Ms O’Connor said that she feels some of the interrelated issues with racism and ignorance in the wider community are generational issues.

“How you tackle it is you name it every time it comes up,” says Ms O’Connor.

“Partly, I think we’ve got to be brave about saying ‘racism is racism’ or, the softer way to do it is to say ‘we think your fears are unfounded and this is why…” said Ms O’Connor.

“The other thing I would like to see a lot more of is contact between our humanitarian community and the wider community,” says Ms O’Connor.

“You can’t hold a view that someone is not a person, that has legitimately come here looking for a better life. You can’t hold a view that you are more entitled to anything as a human being once you look someone from Sudan in the face and you hear their story” said Ms O’Connor.

Dr Jacobs said that the best way of tackling racism is a multicultural society, which he said, “whether people like it or not, that is going to be our future”.

He said that racism is “always broken down when people have everyday interaction, how many racists do you know who say, ‘you know, some of my best friends are black,’ and so, through more and more interaction, this kind of hatred can be broken down.”
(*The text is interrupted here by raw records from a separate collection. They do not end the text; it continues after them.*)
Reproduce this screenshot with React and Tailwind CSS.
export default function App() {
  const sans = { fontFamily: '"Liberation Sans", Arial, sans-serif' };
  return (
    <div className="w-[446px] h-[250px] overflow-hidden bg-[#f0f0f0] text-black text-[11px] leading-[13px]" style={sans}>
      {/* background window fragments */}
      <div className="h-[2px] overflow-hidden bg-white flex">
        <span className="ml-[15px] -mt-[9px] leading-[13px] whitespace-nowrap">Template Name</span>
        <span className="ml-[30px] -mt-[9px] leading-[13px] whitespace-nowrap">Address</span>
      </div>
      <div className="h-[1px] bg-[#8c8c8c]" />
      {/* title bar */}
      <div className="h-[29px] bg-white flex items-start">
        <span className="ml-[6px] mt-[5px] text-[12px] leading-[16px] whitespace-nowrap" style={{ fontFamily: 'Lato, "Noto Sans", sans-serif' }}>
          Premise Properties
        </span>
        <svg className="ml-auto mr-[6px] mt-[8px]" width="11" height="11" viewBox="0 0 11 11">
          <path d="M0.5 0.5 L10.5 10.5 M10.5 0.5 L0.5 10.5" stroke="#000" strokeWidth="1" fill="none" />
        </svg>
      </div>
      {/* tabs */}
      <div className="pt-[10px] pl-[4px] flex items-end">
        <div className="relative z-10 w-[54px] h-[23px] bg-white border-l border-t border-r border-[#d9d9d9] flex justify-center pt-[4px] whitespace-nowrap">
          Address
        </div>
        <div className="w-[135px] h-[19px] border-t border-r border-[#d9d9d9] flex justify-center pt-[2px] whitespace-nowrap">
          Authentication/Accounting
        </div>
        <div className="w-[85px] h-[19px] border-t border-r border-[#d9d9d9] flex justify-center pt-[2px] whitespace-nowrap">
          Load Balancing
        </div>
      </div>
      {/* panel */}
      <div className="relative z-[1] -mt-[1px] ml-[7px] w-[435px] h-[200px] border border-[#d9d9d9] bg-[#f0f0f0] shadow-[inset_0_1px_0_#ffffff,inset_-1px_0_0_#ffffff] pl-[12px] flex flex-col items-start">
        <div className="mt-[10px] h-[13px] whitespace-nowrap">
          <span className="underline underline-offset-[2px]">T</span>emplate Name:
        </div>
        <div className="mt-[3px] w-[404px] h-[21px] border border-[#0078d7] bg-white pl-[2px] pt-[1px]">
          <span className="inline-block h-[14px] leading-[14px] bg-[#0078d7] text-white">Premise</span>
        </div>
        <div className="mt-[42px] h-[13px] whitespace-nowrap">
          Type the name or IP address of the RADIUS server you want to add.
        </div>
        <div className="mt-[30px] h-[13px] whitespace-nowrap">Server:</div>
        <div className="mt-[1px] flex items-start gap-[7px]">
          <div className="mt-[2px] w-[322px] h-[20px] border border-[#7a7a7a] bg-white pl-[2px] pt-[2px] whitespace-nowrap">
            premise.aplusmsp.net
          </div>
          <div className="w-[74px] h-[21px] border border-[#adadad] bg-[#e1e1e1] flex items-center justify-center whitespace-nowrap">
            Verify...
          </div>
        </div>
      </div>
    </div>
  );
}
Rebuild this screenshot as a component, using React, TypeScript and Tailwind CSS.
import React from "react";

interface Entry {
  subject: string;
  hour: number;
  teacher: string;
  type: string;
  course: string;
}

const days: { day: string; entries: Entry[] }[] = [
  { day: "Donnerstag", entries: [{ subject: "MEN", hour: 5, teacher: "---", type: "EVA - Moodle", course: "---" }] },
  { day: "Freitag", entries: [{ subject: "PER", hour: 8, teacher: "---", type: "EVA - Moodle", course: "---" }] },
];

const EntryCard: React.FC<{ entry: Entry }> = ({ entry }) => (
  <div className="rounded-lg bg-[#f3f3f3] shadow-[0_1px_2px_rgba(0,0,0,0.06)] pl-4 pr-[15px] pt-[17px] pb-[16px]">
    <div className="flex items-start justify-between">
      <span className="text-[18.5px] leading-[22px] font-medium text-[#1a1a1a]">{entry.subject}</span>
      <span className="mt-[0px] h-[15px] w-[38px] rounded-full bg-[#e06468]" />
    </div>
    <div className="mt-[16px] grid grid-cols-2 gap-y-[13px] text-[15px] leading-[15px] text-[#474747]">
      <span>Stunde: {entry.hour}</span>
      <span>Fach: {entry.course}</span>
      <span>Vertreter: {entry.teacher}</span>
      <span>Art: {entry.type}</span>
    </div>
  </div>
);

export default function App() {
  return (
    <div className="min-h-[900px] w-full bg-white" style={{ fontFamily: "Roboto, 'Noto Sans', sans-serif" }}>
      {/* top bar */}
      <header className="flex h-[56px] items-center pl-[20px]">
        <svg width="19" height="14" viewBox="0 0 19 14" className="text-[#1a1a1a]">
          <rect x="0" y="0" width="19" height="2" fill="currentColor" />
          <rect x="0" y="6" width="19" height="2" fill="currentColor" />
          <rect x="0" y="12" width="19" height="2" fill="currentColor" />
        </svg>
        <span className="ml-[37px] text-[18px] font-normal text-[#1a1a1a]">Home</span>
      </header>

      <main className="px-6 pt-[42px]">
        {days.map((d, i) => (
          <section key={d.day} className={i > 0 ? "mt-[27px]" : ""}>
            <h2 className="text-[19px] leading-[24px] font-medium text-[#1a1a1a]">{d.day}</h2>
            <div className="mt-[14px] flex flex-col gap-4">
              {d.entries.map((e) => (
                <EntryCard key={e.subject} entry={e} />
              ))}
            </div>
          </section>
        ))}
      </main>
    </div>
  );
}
At a community level people can be involved in grass roots organisations that foster both education and interaction.

“I am very encouraged by what is going on in Tasmania with the support group that has been set up to help support the asylum seekers” said Dr Jacobs.

Underlying the flurry of the debate, Ms O’Connor is clear that the Tasmania has benefited in the past from previous Humanitarian entrants settling in the state and Tasmania has welcomed asylum seekers in the past.

Ms O’Connor referred to Tasmania welcoming some 800 Kosovo asylum seekers in 1999 while their claims for asylum were processed. She says this shows that Tasmanians have successfully welcomed people in the past and she is positive that the majority of the Tasmanian community will again embrace the men coming to the Pontville centre and the women and children who will be housed in the community while their claims are processed.

“Embracing multiculturalism in our community… is a role that we can all play” said Ms O’Connor.